>> start

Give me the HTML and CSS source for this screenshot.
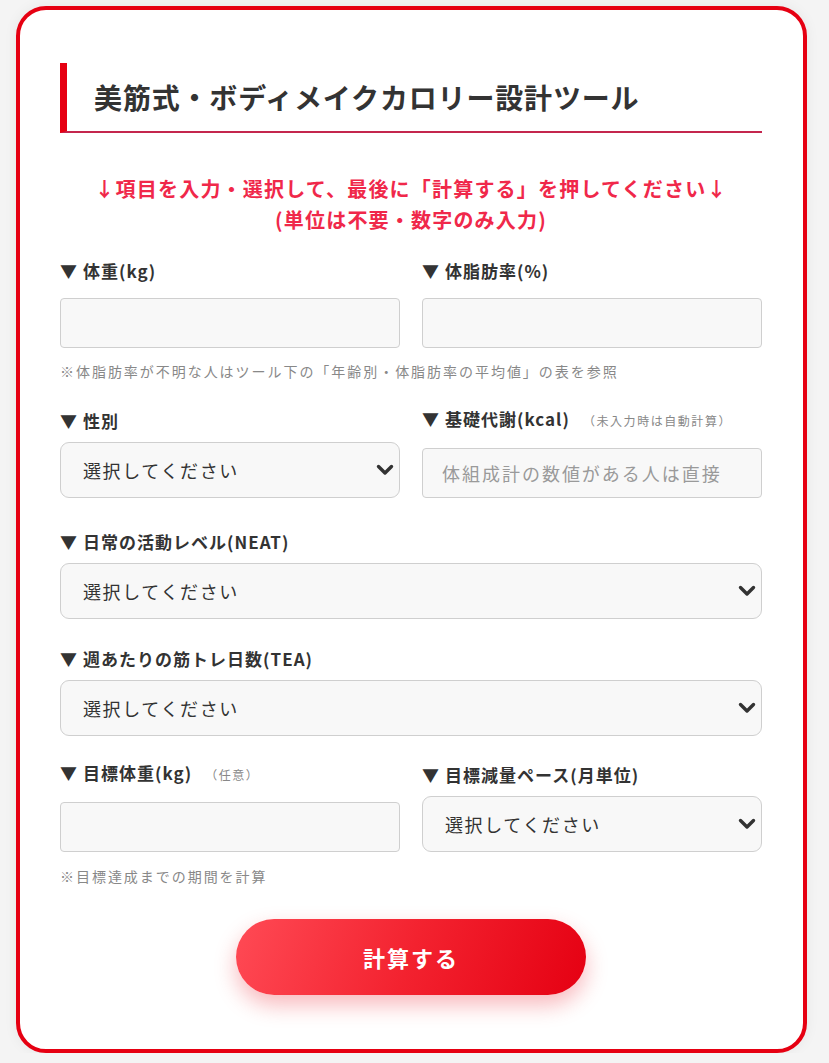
FILE: index.html
```html
<!DOCTYPE html>
<html lang="ja">
<head>
<meta charset="utf-8">
<title>美筋式・ボディメイクカロリー設計ツール</title>
<link rel="stylesheet" href="styles.css">
</head>
<body>
<div class="card">
  <h2 class="title">美筋式・ボディメイクカロリー設計ツール</h2>
  <p class="lead">↓項目を入力・選択して、最後に「計算する」を押してください↓<br>(単位は不要・数字のみ入力)</p>

  <div class="row">
    <div class="field">
      <label class="label">▼ 体重(kg)</label>
      <input class="input" type="text">
    </div>
    <div class="field">
      <label class="label">▼ 体脂肪率(%)</label>
      <input class="input" type="text">
    </div>
  </div>
  <p class="note">※体脂肪率が不明な人はツール下の「年齢別・体脂肪率の平均値」の表を参照</p>

  <div class="row row-gap">
    <div class="field">
      <label class="label">▼ 性別</label>
      <div class="select-wrap">
        <select class="select"><option>選択してください</option></select>
        <svg class="chev" width="18" height="12" viewBox="0 0 18 12"><polyline points="2.5,2.5 9,9 15.5,2.5" fill="none" stroke="#333" stroke-width="3.4" stroke-linecap="round" stroke-linejoin="round"/></svg>
      </div>
    </div>
    <div class="field">
      <label class="label">▼ 基礎代謝(kcal)<span class="sub">（未入力時は自動計算）</span></label>
      <input class="input" type="text" placeholder="体組成計の数値がある人は直接">
    </div>
  </div>

  <div class="row row-full row-gap2">
    <div class="field">
      <label class="label">▼ 日常の活動レベル(NEAT)</label>
      <div class="select-wrap">
        <select class="select"><option>選択してください</option></select>
        <svg class="chev" width="18" height="12" viewBox="0 0 18 12"><polyline points="2.5,2.5 9,9 15.5,2.5" fill="none" stroke="#333" stroke-width="3.4" stroke-linecap="round" stroke-linejoin="round"/></svg>
      </div>
    </div>
  </div>

  <div class="row row-full row-gap3">
    <div class="field">
      <label class="label">▼ 週あたりの筋トレ日数(TEA)</label>
      <div class="select-wrap">
        <select class="select"><option>選択してください</option></select>
        <svg class="chev" width="18" height="12" viewBox="0 0 18 12"><polyline points="2.5,2.5 9,9 15.5,2.5" fill="none" stroke="#333" stroke-width="3.4" stroke-linecap="round" stroke-linejoin="round"/></svg>
      </div>
    </div>
  </div>

  <div class="row row-gap4">
    <div class="field">
      <label class="label">▼ 目標体重(kg)<span class="sub">（任意）</span></label>
      <input class="input" type="text">
    </div>
    <div class="field">
      <label class="label">▼ 目標減量ペース(月単位)</label>
      <div class="select-wrap">
        <select class="select"><option>選択してください</option></select>
        <svg class="chev" width="18" height="12" viewBox="0 0 18 12"><polyline points="2.5,2.5 9,9 15.5,2.5" fill="none" stroke="#333" stroke-width="3.4" stroke-linecap="round" stroke-linejoin="round"/></svg>
      </div>
    </div>
  </div>
  <p class="note note-last">※目標達成までの期間を計算</p>

  <button class="btn" type="button">計算する</button>
</div>
</body>
</html>
```

FILE: styles.css
```css
* { box-sizing: border-box; }

html, body {
  margin: 0;
  padding: 0;
}

body {
  background: #f4f4f4;
  font-family: "Noto Sans CJK JP", "Noto Sans", sans-serif;
  color: #333;
  padding: 6px 0 0 16px;
}

.card {
  width: 791px;
  background: #fff;
  border: 4px solid #e60012;
  border-radius: 30px;
  padding: 53px 41px 54px 40px;
  box-shadow: 0 0 14px rgba(0, 0, 0, 0.06);
}

.title {
  margin: 0;
  height: 70px;
  line-height: 68px;
  border-left: 7px solid #e60012;
  border-bottom: 2px solid #c4264e;
  padding-left: 27px;
  font-size: 28px;
  font-weight: 700;
  letter-spacing: 0.03em;
  color: #333;
}

.lead {
  margin: 40px 0 0;
  text-align: center;
  color: #f0284a;
  font-weight: 700;
  font-size: 20px;
  line-height: 31px;
  letter-spacing: 0.06em;
}

.row {
  display: grid;
  grid-template-columns: 1fr 1fr;
  column-gap: 22px;
  align-items: end;
  margin-top: 23px;
}

.row-full { grid-template-columns: 1fr; }

.row-gap { margin-top: 25px; }
.row-gap2 { margin-top: 31px; }
.row-gap3 { margin-top: 27px; }
.row-gap4 { margin-top: 24px; }

.field {
  display: flex;
  flex-direction: column;
}

.label {
  display: block;
  font-size: 17px;
  font-weight: 700;
  line-height: 26px;
  margin-bottom: 8px;
  letter-spacing: 0.06em;
  color: #333;
}

.sub {
  font-size: 12px;
  font-weight: 400;
  color: #888;
  margin-left: 13px;
  letter-spacing: 0.13em;
}

.input {
  height: 50px;
  margin: 6px 0 0;
  width: 100%;
  border: 1px solid #cfcfcf;
  border-radius: 4px;
  background: #f8f8f8;
  padding: 0 19px;
  font-family: inherit;
  font-size: 18px;
  letter-spacing: 0.11em;
  color: #333;
  outline: none;
}

.input::placeholder { color: #9a9a9a; }

.select-wrap {
  position: relative;
}

.select {
  appearance: none;
  -webkit-appearance: none;
  display: block;
  width: 100%;
  height: 56px;
  margin: 0;
  border: 1px solid #cfcfcf;
  border-radius: 9px;
  background: #f8f8f8;
  padding: 0 40px 0 22px;
  font-family: inherit;
  font-size: 18px;
  letter-spacing: 0.09em;
  color: #333;
  outline: none;
}

.chev {
  position: absolute;
  right: 6px;
  top: 22px;
  pointer-events: none;
}

.note {
  margin: 13px 0 0;
  font-size: 14px;
  line-height: 20px;
  color: #888;
  letter-spacing: 0.14em;
}

.note-last { margin-top: 14px; }

.btn {
  display: block;
  width: 350px;
  height: 76px;
  margin: 33px auto 0;
  border: none;
  border-radius: 38px;
  background: linear-gradient(110deg, #ff4a55 0%, #f3222f 50%, #e50012 100%);
  color: #fff;
  font-family: inherit;
  font-size: 22px;
  font-weight: 700;
  letter-spacing: 0.09em;
  box-shadow: 0 10px 22px rgba(230, 0, 18, 0.28);
}
```
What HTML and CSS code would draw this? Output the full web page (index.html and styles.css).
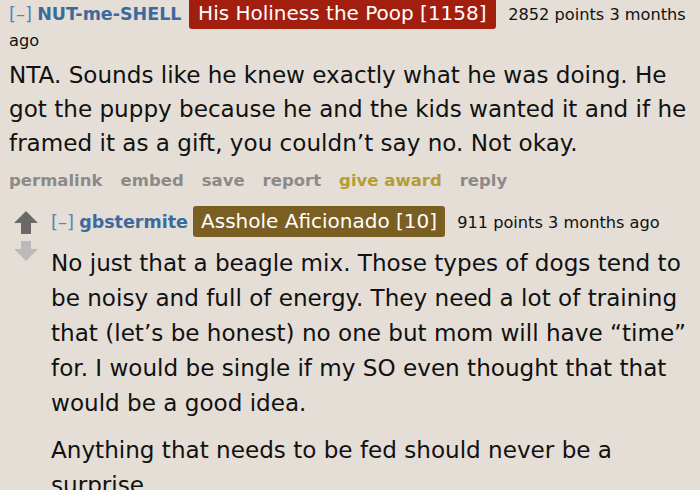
FILE: index.html
```html
<!DOCTYPE html>
<html>
<head>
<meta charset="utf-8">
<link rel="stylesheet" href="styles.css">
</head>
<body>
<div class="comment">
  <div class="tagline">
    <span class="expand">[–]</span> <span class="author">NUT-me-SHELL</span> <span class="flair flair-red">His Holiness the Poop [1158]</span> <span class="score">2852 points 3 months</span> <span class="score">ago</span>
  </div>
  <div class="body main-body">
    <p>NTA. Sounds like he knew exactly what he was doing. He got the puppy because he and the kids wanted it and if he framed it as a gift, you couldn’t say no. Not okay.</p>
  </div>
  <ul class="buttons">
    <li>permalink</li>
    <li>embed</li>
    <li>save</li>
    <li>report</li>
    <li class="award">give award</li>
    <li>reply</li>
  </ul>
  <div class="child">
    <div class="votes">
      <svg class="arrow" width="24" height="24" viewBox="0 0 24 24"><path d="M12 1 L24 13 L17 13 L17 24 L7 24 L7 13 L0 13 Z" fill="#6b6968"/></svg>
      <svg class="arrow" width="24" height="20" viewBox="0 0 24 20"><path d="M7 0 L17 0 L17 8 L24 8 L12 20 L0 8 L7 8 Z" fill="#bcbab8"/></svg>
    </div>
    <div class="entry">
      <div class="tagline reply-tagline">
        <span class="expand">[–]</span> <span class="author">gbstermite</span> <span class="flair flair-brown">Asshole Aficionado [10]</span> <span class="score">911 points 3 months ago</span>
      </div>
      <div class="body reply-body">
        <p>No just that a beagle mix. Those types of dogs tend to be noisy and full of energy. They need a lot of training that (let’s be honest) no one but mom will have “time” for. I would be single if my SO even thought that that would be a good idea.</p>
        <p>Anything that needs to be fed should never be a surprise.</p>
      </div>
    </div>
  </div>
</div>
</body>
</html>
```
FILE: styles.css
```css
html, body {
  margin: 0;
  padding: 0;
  background: #e4ded7;
  overflow: hidden;
}
body {
  font-family: "DejaVu Sans", Verdana, sans-serif;
  color: #111;
  width: 700px;
  height: 490px;
}
.comment {
  padding-left: 9px;
  padding-right: 6px;
}
.tagline {
  font-size: 16px;
  line-height: 26px;
}
.expand {
  color: #5a84b0;
  font-size: 18px;
}
.author {
  color: #3c6a9e;
  font-weight: bold;
  font-size: 17.5px;
}
.flair {
  color: #fff;
  font-size: 20px;
  border-radius: 3px;
  padding: 3px 9.5px 4px 9.5px;
  margin-left: 2px;
  margin-right: 7px;
}
.flair-red {
  background: #a21e0e;
}
.flair-brown {
  background: #7b5e22;
}
.score {
  color: #111;
  font-size: 16.2px;
}
.body {
  font-size: 23.1px;
}
.body p {
  margin: 0;
}
.main-body {
  line-height: 34px;
  margin-top: 4px;
}
.buttons {
  list-style: none;
  margin: 8px 0 0 0;
  padding: 0;
  display: flex;
  gap: 18px;
  font-size: 16.5px;
  font-weight: bold;
  color: #8c8a88;
  line-height: 26px;
}
.buttons .award {
  color: #b59c33;
}
.child {
  display: flex;
  margin-top: 14px;
}
.votes {
  width: 42px;
  box-sizing: border-box;
  flex: none;
  display: flex;
  flex-direction: column;
  gap: 7px;
  padding-left: 5px;
  padding-top: 2px;
}
.arrow {
  display: block;
}
.reply-tagline .flair {
  margin-left: 0;
  padding: 3px 8px 4px 8px;
}
.reply-body {
  line-height: 35px;
  margin-top: 10px;
}
.reply-body p + p {
  margin-top: 12px;
}
```
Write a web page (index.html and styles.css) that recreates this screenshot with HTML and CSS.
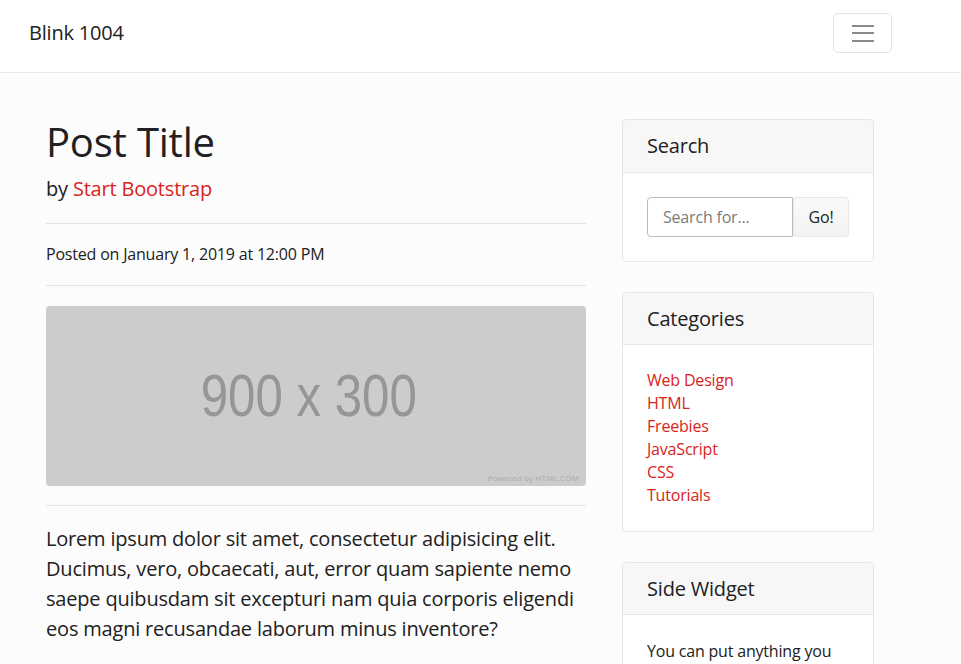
FILE: index.html
```html
<!DOCTYPE html>
<html lang="en">
<head>
<meta charset="utf-8">
<title>Blink 1004</title>
<link rel="stylesheet" href="styles.css">
</head>
<body>
<nav class="navbar">
  <a class="brand" href="#">Blink 1004</a>
  <button class="toggler" type="button" aria-label="Toggle navigation">
    <span class="toggler-bar"></span>
    <span class="toggler-bar"></span>
    <span class="toggler-bar"></span>
  </button>
</nav>

<div class="page">
  <main class="post">
    <h1 class="post-title">Post Title</h1>
    <p class="lead byline">by <a href="#">Start Bootstrap</a></p>
    <hr class="rule">
    <p class="posted">Posted on January 1, 2019 at 12:00 PM</p>
    <hr class="rule">
    <div class="placeholder">
      <span class="placeholder-text">900 x 300</span>
      <span class="placeholder-credit">Powered by HTML.COM</span>
    </div>
    <hr class="rule">
    <p class="lead body-lead">Lorem ipsum dolor sit amet, consectetur adipisicing elit. Ducimus, vero, obcaecati, aut, error quam sapiente nemo saepe quibusdam sit excepturi nam quia corporis eligendi eos magni recusandae laborum minus inventore?</p>
  </main>

  <aside class="sidebar">
    <section class="card">
      <h5 class="card-header">Search</h5>
      <div class="card-body">
        <div class="input-group">
          <input class="search-input" type="text" placeholder="Search for...">
          <button class="go-btn" type="button">Go!</button>
        </div>
      </div>
    </section>

    <section class="card">
      <h5 class="card-header card-header-tight">Categories</h5>
      <div class="card-body card-body-tight">
        <ul class="cat-list">
          <li><a href="#">Web Design</a></li>
          <li><a href="#">HTML</a></li>
          <li><a href="#">Freebies</a></li>
          <li><a href="#">JavaScript</a></li>
          <li><a href="#">CSS</a></li>
          <li><a href="#">Tutorials</a></li>
        </ul>
      </div>
    </section>

    <section class="card">
      <h5 class="card-header card-header-tight">Side Widget</h5>
      <div class="card-body">
        <p class="widget-text">You can put anything you want inside of these side widgets. They are easy to use, and feature the new Bootstrap 4 card containers!</p>
      </div>
    </section>
  </aside>
</div>
</body>
</html>
```

FILE: styles.css
```css
* {
  box-sizing: border-box;
}

html, body {
  margin: 0;
  padding: 0;
}

body {
  font-family: "Open Sans", "Noto Sans", sans-serif;
  font-size: 16px;
  line-height: 1.5;
  letter-spacing: -0.012em;
  color: #212121;
  background: #fcfcfc;
}

a {
  color: #da2320;
  text-decoration: none;
}

/* Navbar */
.navbar {
  height: 73px;
  background: #ffffff;
  border-bottom: 1px solid #e8e8e8;
  display: flex;
  align-items: center;
  justify-content: space-between;
  padding: 0 69px 6px 29px;
}

.brand {
  color: #212121;
  font-size: 20px;
  line-height: 30px;
}

.toggler {
  width: 59px;
  height: 40px;
  background: #ffffff;
  border: 1px solid #e2e2e2;
  border-radius: 5px;
  display: flex;
  flex-direction: column;
  align-items: center;
  justify-content: center;
  gap: 5.5px;
  padding: 0;
}

.toggler-bar {
  display: block;
  width: 22px;
  height: 2px;
  background: #8a8a8a;
}

/* Page layout */
.page {
  display: flex;
  align-items: flex-start;
  padding: 45px 46px 0 46px;
}

.post {
  flex: 0 0 540px;
  width: 540px;
}

.sidebar {
  flex: 0 0 252px;
  width: 252px;
  margin-left: 36px;
  padding-top: 1px;
  display: flex;
  flex-direction: column;
  gap: 30px;
}

/* Post */
.post-title {
  margin: 0 0 8px 0;
  font-size: 40px;
  line-height: 48px;
  font-weight: 400;
  color: #212121;
}

.lead {
  font-size: 20px;
  line-height: 30px;
  font-weight: 400;
  margin: 0;
}

.rule {
  border: 0;
  border-top: 1px solid #e3e3e3;
  margin: 19px 0 18px 0;
  height: 0;
}

.posted {
  margin: 0;
  font-size: 16px;
  line-height: 24px;
}

.placeholder {
  position: relative;
  height: 180px;
  margin-top: 20px;
  background: #cccccc;
  border-radius: 4px;
  display: flex;
  align-items: center;
  justify-content: center;
}

.placeholder-text {
  display: inline-block;
  margin-right: 14px;
  font-family: "Liberation Sans", Arial, sans-serif;
  letter-spacing: 0;
  font-size: 60px;
  line-height: 1;
  color: #969696;
  transform: scaleX(0.82);
}

.placeholder-credit {
  position: absolute;
  right: 7px;
  bottom: 3px;
  font-size: 8px;
  line-height: 10px;
  letter-spacing: 0.02em;
  color: #a9a9a9;
}

.body-lead {
  margin-top: 0;
}

/* Cards */
.card {
  background: #ffffff;
  border: 1px solid #e6e6e6;
  border-radius: 4px;
  overflow: hidden;
}

.card-header {
  margin: 0;
  padding: 12px 24px;
  font-size: 20px;
  line-height: 28px;
  font-weight: 400;
  color: #212121;
  background: #f7f7f7;
  border-bottom: 1px solid #e6e6e6;
}

.card-header-tight {
  line-height: 27px;
}

.card-body {
  padding: 24px;
}

.card-body-tight {
  padding-bottom: 24px;
}

.input-group {
  display: flex;
  height: 40px;
}

.search-input {
  width: 146px;
  height: 40px;
  border: 1px solid #bbbbbb;
  border-radius: 4px 0 0 4px;
  padding: 0 15px;
  font-family: inherit;
  font-size: 16px;
  letter-spacing: -0.012em;
  color: #212121;
  background: #ffffff;
  outline: none;
}

.search-input::placeholder {
  color: #7a7a7a;
}

.go-btn {
  width: 56px;
  height: 40px;
  border: 1px solid #e8e8e8;
  border-radius: 4px;
  background: linear-gradient(#fafafa, #f3f3f3);
  font-family: inherit;
  font-size: 16px;
  letter-spacing: -0.012em;
  color: #212121;
  padding: 0;
}

.cat-list {
  list-style: none;
  margin: 0;
  padding: 0;
  line-height: 23px;
}

.widget-text {
  margin: 0;
}
```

>> end

▸ **EXERCISE BRIEF**
Show all lines in the entries above where the string "that" appears.

▸ **SOLUTION TO THIS EXERCISE**
        <p>No just that a beagle mix. Those types of dogs tend to be noisy and full of energy. They need a lot of training that (let’s be honest) no one but mom will have “time” for. I would be single if my SO even thought that that would be a good idea.</p>
        <p>Anything that needs to be fed should never be a surprise.</p>
Write a web page (index.html and styles.css) that recreates this screenshot with HTML and CSS.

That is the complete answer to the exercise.